** Start of DATA SEGMENT **

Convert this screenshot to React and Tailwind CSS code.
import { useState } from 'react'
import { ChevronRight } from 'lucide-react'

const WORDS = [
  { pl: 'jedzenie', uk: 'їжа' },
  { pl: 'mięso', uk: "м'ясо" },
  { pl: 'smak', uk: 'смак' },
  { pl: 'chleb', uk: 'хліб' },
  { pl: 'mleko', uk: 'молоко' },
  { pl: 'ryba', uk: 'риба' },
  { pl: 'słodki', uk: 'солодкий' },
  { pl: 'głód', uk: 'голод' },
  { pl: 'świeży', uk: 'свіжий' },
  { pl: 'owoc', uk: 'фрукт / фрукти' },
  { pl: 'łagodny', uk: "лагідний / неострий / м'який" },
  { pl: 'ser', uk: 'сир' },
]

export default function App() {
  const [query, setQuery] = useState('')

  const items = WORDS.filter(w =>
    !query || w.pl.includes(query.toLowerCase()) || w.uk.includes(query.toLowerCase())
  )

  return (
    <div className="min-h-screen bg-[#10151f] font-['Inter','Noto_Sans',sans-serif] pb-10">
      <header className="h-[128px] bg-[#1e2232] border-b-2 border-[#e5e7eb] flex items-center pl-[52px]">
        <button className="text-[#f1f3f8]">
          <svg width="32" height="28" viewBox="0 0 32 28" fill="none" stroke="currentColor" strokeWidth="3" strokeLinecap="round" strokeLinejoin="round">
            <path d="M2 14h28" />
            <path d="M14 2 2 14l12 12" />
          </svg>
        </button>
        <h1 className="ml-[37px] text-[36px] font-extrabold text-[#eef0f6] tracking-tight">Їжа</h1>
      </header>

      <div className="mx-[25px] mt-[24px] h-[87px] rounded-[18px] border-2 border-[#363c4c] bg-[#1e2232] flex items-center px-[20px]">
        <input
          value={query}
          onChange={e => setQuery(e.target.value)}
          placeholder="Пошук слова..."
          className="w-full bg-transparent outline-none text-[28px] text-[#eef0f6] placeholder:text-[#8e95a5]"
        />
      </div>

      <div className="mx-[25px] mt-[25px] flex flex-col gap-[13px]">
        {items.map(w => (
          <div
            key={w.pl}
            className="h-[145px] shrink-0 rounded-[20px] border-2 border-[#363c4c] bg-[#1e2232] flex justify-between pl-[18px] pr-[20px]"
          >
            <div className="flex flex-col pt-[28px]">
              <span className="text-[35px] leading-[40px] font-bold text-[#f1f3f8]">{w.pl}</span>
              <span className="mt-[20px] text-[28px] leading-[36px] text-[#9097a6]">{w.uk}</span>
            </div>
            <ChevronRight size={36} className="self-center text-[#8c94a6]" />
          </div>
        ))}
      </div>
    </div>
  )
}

** End of DATA SEGMENT **

Retype the listing above in full, with no alterations.

ANSWER FOR THIS EXERCISE -
Convert this screenshot to React and Tailwind CSS code.
import { useState } from 'react'
import { ChevronRight } from 'lucide-react'

const WORDS = [
  { pl: 'jedzenie', uk: 'їжа' },
  { pl: 'mięso', uk: "м'ясо" },
  { pl: 'smak', uk: 'смак' },
  { pl: 'chleb', uk: 'хліб' },
  { pl: 'mleko', uk: 'молоко' },
  { pl: 'ryba', uk: 'риба' },
  { pl: 'słodki', uk: 'солодкий' },
  { pl: 'głód', uk: 'голод' },
  { pl: 'świeży', uk: 'свіжий' },
  { pl: 'owoc', uk: 'фрукт / фрукти' },
  { pl: 'łagodny', uk: "лагідний / неострий / м'який" },
  { pl: 'ser', uk: 'сир' },
]

export default function App() {
  const [query, setQuery] = useState('')

  const items = WORDS.filter(w =>
    !query || w.pl.includes(query.toLowerCase()) || w.uk.includes(query.toLowerCase())
  )

  return (
    <div className="min-h-screen bg-[#10151f] font-['Inter','Noto_Sans',sans-serif] pb-10">
      <header className="h-[128px] bg-[#1e2232] border-b-2 border-[#e5e7eb] flex items-center pl-[52px]">
        <button className="text-[#f1f3f8]">
          <svg width="32" height="28" viewBox="0 0 32 28" fill="none" stroke="currentColor" strokeWidth="3" strokeLinecap="round" strokeLinejoin="round">
            <path d="M2 14h28" />
            <path d="M14 2 2 14l12 12" />
          </svg>
        </button>
        <h1 className="ml-[37px] text-[36px] font-extrabold text-[#eef0f6] tracking-tight">Їжа</h1>
      </header>

      <div className="mx-[25px] mt-[24px] h-[87px] rounded-[18px] border-2 border-[#363c4c] bg-[#1e2232] flex items-center px-[20px]">
        <input
          value={query}
          onChange={e => setQuery(e.target.value)}
          placeholder="Пошук слова..."
          className="w-full bg-transparent outline-none text-[28px] text-[#eef0f6] placeholder:text-[#8e95a5]"
        />
      </div>

      <div className="mx-[25px] mt-[25px] flex flex-col gap-[13px]">
        {items.map(w => (
          <div
            key={w.pl}
            className="h-[145px] shrink-0 rounded-[20px] border-2 border-[#363c4c] bg-[#1e2232] flex justify-between pl-[18px] pr-[20px]"
          >
            <div className="flex flex-col pt-[28px]">
              <span className="text-[35px] leading-[40px] font-bold text-[#f1f3f8]">{w.pl}</span>
              <span className="mt-[20px] text-[28px] leading-[36px] text-[#9097a6]">{w.uk}</span>
            </div>
            <ChevronRight size={36} className="self-center text-[#8c94a6]" />
          </div>
        ))}
      </div>
    </div>
  )
}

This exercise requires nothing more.